▸ **Your task**
Search the material for the word "this" and copy each line that holds it.

>>>

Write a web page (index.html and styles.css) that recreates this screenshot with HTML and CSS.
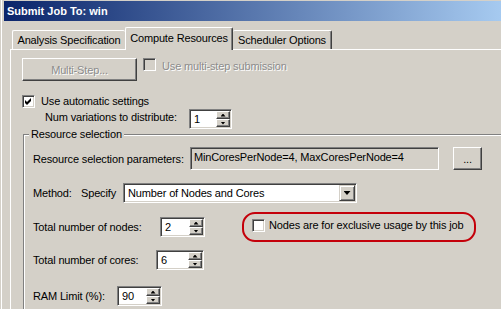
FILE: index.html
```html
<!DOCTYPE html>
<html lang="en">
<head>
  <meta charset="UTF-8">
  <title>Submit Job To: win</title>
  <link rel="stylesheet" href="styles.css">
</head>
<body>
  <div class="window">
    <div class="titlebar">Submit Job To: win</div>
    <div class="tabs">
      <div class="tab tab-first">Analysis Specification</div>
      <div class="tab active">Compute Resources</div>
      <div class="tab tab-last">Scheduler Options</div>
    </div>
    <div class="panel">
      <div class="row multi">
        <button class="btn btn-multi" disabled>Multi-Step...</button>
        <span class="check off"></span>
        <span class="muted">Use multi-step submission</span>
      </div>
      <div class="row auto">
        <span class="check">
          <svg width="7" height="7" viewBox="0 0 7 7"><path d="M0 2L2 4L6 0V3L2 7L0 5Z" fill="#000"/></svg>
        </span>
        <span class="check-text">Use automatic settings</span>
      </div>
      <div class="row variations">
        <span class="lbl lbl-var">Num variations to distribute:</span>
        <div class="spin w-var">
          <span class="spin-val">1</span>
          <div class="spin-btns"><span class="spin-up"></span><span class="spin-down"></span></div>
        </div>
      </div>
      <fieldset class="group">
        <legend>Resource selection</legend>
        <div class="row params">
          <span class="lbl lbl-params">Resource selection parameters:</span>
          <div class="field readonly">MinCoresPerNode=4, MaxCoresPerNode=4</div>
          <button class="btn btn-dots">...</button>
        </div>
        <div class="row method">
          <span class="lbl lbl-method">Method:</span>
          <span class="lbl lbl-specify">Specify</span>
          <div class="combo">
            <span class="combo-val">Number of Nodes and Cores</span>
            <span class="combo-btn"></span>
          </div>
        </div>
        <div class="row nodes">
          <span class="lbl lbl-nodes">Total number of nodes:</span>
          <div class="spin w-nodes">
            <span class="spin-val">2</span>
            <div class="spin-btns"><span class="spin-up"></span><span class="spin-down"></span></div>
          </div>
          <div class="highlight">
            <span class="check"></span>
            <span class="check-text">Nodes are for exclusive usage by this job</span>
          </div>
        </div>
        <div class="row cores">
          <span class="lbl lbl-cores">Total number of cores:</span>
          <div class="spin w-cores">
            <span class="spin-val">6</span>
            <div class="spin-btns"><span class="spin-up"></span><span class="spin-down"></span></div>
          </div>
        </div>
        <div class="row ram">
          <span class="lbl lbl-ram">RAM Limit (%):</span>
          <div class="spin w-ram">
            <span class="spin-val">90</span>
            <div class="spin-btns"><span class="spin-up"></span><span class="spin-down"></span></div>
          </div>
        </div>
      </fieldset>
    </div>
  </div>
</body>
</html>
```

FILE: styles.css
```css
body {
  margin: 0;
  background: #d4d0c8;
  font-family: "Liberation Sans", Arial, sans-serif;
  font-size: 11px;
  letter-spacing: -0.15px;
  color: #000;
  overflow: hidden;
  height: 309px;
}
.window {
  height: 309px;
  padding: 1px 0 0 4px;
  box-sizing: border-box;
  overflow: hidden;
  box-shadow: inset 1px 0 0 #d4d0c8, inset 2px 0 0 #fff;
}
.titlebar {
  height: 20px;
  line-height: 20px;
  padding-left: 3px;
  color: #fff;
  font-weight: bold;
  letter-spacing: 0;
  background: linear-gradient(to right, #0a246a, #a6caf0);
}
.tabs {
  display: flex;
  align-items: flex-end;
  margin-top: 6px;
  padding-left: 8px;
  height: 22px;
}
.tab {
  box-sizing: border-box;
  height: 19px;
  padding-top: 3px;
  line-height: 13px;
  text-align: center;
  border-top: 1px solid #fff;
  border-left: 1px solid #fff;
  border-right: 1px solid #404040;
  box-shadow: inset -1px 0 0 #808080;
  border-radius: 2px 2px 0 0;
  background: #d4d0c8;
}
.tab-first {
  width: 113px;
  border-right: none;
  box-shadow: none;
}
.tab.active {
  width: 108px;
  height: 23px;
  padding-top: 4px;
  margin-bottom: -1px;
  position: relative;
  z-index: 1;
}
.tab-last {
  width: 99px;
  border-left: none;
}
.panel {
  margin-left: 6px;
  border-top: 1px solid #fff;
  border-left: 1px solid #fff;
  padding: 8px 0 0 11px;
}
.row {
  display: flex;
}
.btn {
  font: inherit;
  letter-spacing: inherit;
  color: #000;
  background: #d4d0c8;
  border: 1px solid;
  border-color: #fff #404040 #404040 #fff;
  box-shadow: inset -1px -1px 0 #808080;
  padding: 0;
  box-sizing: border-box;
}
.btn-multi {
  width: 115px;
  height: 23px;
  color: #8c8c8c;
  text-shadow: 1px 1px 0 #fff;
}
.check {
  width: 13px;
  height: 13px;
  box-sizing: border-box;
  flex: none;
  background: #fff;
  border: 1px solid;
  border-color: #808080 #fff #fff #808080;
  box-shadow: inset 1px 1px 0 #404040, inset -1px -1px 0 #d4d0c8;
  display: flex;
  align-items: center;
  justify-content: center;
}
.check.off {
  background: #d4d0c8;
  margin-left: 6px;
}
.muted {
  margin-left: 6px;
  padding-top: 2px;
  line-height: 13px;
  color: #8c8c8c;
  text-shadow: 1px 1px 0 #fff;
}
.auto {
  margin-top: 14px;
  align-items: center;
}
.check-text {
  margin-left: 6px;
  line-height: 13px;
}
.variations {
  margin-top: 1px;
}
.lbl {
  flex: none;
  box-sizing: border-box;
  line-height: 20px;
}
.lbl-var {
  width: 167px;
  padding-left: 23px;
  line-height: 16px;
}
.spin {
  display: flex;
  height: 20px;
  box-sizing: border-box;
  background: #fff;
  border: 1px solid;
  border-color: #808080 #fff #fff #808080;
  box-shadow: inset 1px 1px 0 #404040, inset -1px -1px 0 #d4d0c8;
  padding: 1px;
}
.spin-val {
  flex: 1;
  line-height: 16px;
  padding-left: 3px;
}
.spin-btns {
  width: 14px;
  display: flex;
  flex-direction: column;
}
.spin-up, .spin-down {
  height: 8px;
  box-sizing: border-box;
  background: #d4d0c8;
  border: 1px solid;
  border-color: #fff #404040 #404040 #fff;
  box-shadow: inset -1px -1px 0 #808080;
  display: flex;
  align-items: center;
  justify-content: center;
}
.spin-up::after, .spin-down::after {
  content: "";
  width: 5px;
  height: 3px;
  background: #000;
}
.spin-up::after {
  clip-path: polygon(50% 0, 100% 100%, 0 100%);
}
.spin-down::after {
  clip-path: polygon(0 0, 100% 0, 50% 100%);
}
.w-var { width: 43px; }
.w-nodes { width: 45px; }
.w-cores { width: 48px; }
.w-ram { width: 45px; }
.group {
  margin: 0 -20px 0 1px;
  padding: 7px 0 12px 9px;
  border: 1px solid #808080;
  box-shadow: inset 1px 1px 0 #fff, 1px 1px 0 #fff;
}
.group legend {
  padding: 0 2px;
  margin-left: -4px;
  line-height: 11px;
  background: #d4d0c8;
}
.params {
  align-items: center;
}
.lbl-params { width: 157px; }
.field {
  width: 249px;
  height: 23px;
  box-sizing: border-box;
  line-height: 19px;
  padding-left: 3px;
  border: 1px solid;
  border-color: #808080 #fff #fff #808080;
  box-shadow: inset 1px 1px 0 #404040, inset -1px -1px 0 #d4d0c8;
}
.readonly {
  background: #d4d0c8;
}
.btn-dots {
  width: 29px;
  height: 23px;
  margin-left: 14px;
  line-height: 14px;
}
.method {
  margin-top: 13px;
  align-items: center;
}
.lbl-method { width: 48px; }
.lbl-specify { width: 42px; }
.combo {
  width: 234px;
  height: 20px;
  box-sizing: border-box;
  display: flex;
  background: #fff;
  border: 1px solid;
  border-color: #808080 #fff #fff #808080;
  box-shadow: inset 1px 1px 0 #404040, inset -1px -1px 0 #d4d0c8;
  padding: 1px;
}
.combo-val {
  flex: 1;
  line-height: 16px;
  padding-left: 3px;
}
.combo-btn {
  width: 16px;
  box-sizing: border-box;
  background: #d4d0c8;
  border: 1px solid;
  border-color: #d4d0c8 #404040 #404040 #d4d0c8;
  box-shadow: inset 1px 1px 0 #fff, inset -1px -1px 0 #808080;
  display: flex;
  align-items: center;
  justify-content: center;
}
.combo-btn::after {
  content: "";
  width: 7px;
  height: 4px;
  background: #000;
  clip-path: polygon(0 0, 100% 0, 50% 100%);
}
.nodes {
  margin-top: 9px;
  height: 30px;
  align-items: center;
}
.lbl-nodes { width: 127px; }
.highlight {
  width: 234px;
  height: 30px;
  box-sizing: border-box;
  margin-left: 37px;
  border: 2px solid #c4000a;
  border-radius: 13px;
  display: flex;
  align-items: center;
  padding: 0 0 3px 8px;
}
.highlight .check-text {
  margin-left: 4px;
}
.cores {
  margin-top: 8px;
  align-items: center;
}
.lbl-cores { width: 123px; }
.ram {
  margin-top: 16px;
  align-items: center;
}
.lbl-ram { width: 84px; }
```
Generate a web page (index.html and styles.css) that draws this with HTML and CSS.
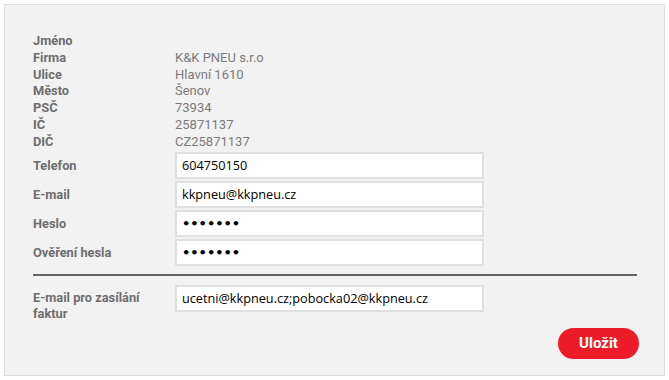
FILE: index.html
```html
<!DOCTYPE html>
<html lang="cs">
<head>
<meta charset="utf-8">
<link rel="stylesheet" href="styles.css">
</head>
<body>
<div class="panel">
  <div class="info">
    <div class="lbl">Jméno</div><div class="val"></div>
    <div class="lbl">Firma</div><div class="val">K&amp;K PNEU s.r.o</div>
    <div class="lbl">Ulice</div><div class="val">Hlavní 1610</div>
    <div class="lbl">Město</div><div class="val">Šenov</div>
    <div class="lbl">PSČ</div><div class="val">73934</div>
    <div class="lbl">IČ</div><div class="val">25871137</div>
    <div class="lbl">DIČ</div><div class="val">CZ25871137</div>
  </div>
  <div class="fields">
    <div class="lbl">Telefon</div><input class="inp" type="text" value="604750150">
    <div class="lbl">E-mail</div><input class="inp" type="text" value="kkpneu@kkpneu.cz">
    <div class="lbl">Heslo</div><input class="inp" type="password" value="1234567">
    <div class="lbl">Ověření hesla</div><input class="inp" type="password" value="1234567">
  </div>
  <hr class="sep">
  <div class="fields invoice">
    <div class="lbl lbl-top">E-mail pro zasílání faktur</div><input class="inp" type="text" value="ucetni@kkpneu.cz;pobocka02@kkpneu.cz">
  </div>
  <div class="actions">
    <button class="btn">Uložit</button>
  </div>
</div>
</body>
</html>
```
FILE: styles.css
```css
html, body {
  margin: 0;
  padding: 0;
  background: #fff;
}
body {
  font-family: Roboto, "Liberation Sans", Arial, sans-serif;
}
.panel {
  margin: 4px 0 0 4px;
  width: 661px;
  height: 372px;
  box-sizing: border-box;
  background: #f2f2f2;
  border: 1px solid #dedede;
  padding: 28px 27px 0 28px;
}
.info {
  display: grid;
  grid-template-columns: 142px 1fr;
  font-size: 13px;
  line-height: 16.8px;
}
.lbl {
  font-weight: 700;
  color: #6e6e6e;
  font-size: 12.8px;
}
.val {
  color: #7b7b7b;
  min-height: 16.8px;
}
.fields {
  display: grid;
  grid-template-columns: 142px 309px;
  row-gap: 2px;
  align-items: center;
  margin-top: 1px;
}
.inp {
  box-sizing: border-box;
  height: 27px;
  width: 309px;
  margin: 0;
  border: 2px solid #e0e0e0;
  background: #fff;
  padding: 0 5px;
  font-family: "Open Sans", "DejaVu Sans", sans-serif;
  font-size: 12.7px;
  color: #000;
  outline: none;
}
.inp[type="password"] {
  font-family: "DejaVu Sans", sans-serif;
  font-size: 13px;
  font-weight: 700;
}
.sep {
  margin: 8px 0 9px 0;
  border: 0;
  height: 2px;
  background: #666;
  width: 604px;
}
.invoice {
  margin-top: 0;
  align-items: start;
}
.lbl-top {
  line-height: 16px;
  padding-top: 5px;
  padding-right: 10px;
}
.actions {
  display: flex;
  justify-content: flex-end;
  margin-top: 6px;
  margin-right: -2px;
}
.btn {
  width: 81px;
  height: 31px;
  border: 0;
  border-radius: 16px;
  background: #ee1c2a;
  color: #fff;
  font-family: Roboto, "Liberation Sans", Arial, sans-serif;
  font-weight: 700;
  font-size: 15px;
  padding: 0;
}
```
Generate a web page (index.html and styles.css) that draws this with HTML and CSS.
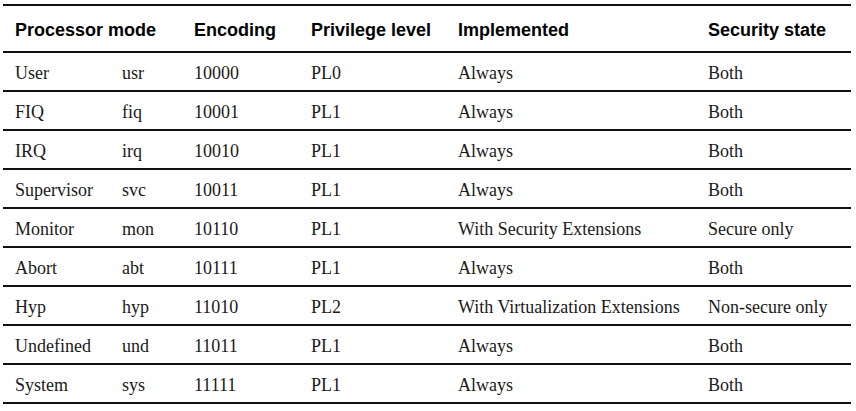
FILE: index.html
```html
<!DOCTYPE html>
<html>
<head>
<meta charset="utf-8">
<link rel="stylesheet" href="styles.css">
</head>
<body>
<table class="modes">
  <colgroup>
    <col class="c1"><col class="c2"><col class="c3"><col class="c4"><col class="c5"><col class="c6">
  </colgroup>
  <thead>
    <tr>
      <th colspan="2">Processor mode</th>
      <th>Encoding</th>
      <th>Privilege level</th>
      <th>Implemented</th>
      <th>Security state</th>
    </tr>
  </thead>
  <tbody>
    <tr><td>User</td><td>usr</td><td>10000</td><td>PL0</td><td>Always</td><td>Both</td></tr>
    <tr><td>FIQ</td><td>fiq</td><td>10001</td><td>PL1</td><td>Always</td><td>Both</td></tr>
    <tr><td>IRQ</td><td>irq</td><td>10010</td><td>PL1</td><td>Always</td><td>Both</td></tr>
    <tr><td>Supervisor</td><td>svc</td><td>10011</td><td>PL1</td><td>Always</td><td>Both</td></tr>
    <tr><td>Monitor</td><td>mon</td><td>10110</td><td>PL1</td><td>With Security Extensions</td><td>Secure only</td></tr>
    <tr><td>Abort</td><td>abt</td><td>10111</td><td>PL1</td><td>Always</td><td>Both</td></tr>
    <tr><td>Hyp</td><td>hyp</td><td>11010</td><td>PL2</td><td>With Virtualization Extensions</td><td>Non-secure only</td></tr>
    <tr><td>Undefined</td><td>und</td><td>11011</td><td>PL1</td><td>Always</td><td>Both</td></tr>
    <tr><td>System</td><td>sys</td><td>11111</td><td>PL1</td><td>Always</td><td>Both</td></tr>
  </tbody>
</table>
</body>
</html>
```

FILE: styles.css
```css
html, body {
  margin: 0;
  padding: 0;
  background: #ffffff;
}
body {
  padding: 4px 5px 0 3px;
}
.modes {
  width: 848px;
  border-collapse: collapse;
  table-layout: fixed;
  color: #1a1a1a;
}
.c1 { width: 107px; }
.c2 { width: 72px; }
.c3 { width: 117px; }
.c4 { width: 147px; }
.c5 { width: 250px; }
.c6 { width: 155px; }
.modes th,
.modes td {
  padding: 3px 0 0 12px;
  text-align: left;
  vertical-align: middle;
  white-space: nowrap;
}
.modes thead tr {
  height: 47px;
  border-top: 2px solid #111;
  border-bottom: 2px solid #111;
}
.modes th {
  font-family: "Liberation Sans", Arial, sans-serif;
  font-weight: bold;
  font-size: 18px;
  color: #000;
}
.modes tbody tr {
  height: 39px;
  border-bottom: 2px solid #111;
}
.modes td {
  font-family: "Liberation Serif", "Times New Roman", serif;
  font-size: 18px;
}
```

<<<

▸ **Answer to the exercise**
Write a web page (index.html and styles.css) that recreates this screenshot with HTML and CSS.
            <span class="check-text">Nodes are for exclusive usage by this job</span>
Generate a web page (index.html and styles.css) that draws this with HTML and CSS.
Generate a web page (index.html and styles.css) that draws this with HTML and CSS.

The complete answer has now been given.